Chat and Photos Prayer Service for 9-11 Victims
Dedication and Blessing Ceremony
Plant List and Planting Plan
Starting St. John The Baptist Parish Mary Garden
Henry & Elenore Simpatico,
North Bennington, Vermont
(9 Messages, 3 Photo3 - 20 Feb to May 28 2001)
21 Jun 2000
After looking through Mary's Flowers we asked our pastor about the
possibility of establishing a Mary Garden by our Church. He
thought it would be a wonderful idea.
Any help you can give us would be appreciated.
Thank you,
Reply, Mary's Gardens, 15 Nov 2000
This is a very belated acknowledgement and thanks for your message
of June 21st.
We are pleased to learn of your consideration of a Mary Garden for
your parish, and of your pastor's approval.
The undertaking of a parish Mary Garden is a more extensive project
than might appear at the outset. In addition to the planning and
work of designing the garden and planting it, there is the mission
of gaining its enduring embrace as an integral part of parish
spiritual life continuing through the years, so that others
following you will continue the prayerful care of its Flowers of
Our Lady .
To this end, we direct your.attention, on our Mary's Gardens
website, to the outline, "Parish Mary Garden Care" (linked under
GARDENING), suggesting the formation of a self-perpetuating Mary
Garden Guild of parishioners to assume present and future
responsibility for care of the Garden; and also (under GARDEN
PRAYER & MEDITATION) to the two articles, "Parish and Shrine Mary
Gardens" and "Parish Mary Gardens of Devotion and Prayerful Work".
We hope you send us some photos and tell us of your experiences,
for sharing with others in our website Chat and Photos Journal
26 Dec 2000
Thank you for responding to our message.
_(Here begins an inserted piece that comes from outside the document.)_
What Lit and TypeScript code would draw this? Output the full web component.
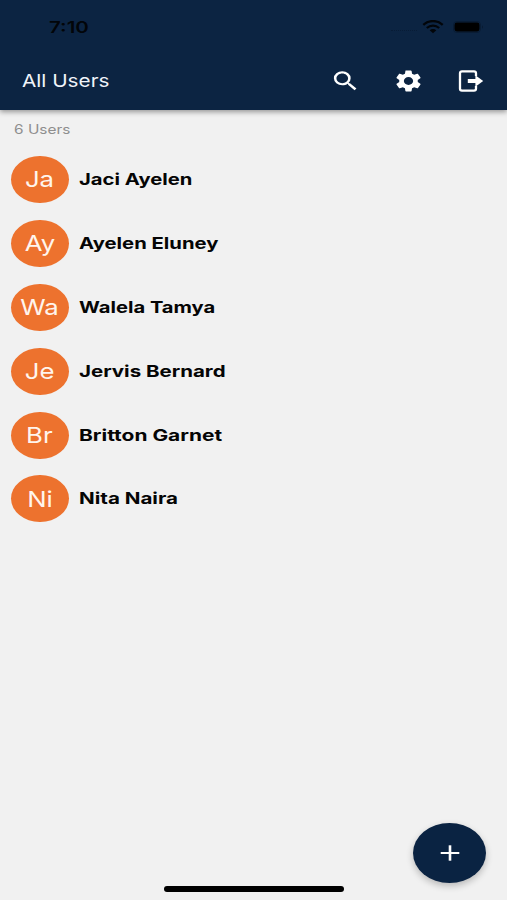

I have become very
familiar with your website and have recommended it to others.
We are now awaiting our statue of Madonna della Strada from Italy.
It's place is all ready - that is a brick arch in the yard next to
our church, St John the Baptist in North Bennington, Vermont.
Right now we have planted many spring tulips and daffodils and are
trying to plan the gardens. I know it will evolve as we go along.
We will be planting many perennials from your lists and I know this
year will need many annuals to fill in.
One problem I have is that I don't find many annuals on the lists
that grow well here and I was wondering how "purist" we need to be.
For example, cosmos and Echinacea grow very well here but I don't
find them on any list. Is it possible to go by color?
As soon as I can I will send pictures to be used on the chat box.
Thank you again and I hope to hear from you.
29 Jan 2001
We are still anxiously awaiting the arrival of a statue of Our Lady
for the new Mary garden being established at our parish
church,St.John the Baptist in North Bennington, Vermont.
We started the plan for the garden after receiving a copy of
Vincenzina Krymow's "Mary"s Flowers". In the fall the site was
prepared and spring tulips and daffodils planted. The winter months
are being used planning the perennial and annual flowers to be
planted this spring. Spring comes late here in Vermont and we are
zone 4 for planting. I have spoken with one of our local garden
suppliers for perennial plants and she is excited about helping
with the plans.
Here is a photo of the garden site, awaiting arrival of the statue
and the flowering of the first spring bulbs.
We will keep you posted with other pictures as we progress.
Reply, Mary's Gardens, 17 Feb 2001
Thank you for your messages of 26 Dec, and of 29 Jan with Photo
In answer to your question about annuals, my suggestion for the
spring sequence (from zone 7 and 6 experience, but adjustable to
your zone 4 maybe by a month's later spring and earlier autumn) is
that as soon as the soil has thawed and dried out enough to dig -
viz. the start of spring planting time - you purchase (if you have
not forced them yourselves in glass cold frames) a quantity of
pansy and English daisy biennials, and plant them as border plants
so you will have the "instant" color parishioners will be looking
for. Snowdrops may have bloomed before this (they're blooming in
Philadelphia now, after a February thaw), but you will have
bordered beds for the daffodils and tulips you mentioned, and other
spring blooming bulbs and tubers, such as crocus, hyacinth, iris,
etc.. These will then be followed by the spring blooming perennials
starting with cowslip primroses, lungwort, violets, periwinkle etc.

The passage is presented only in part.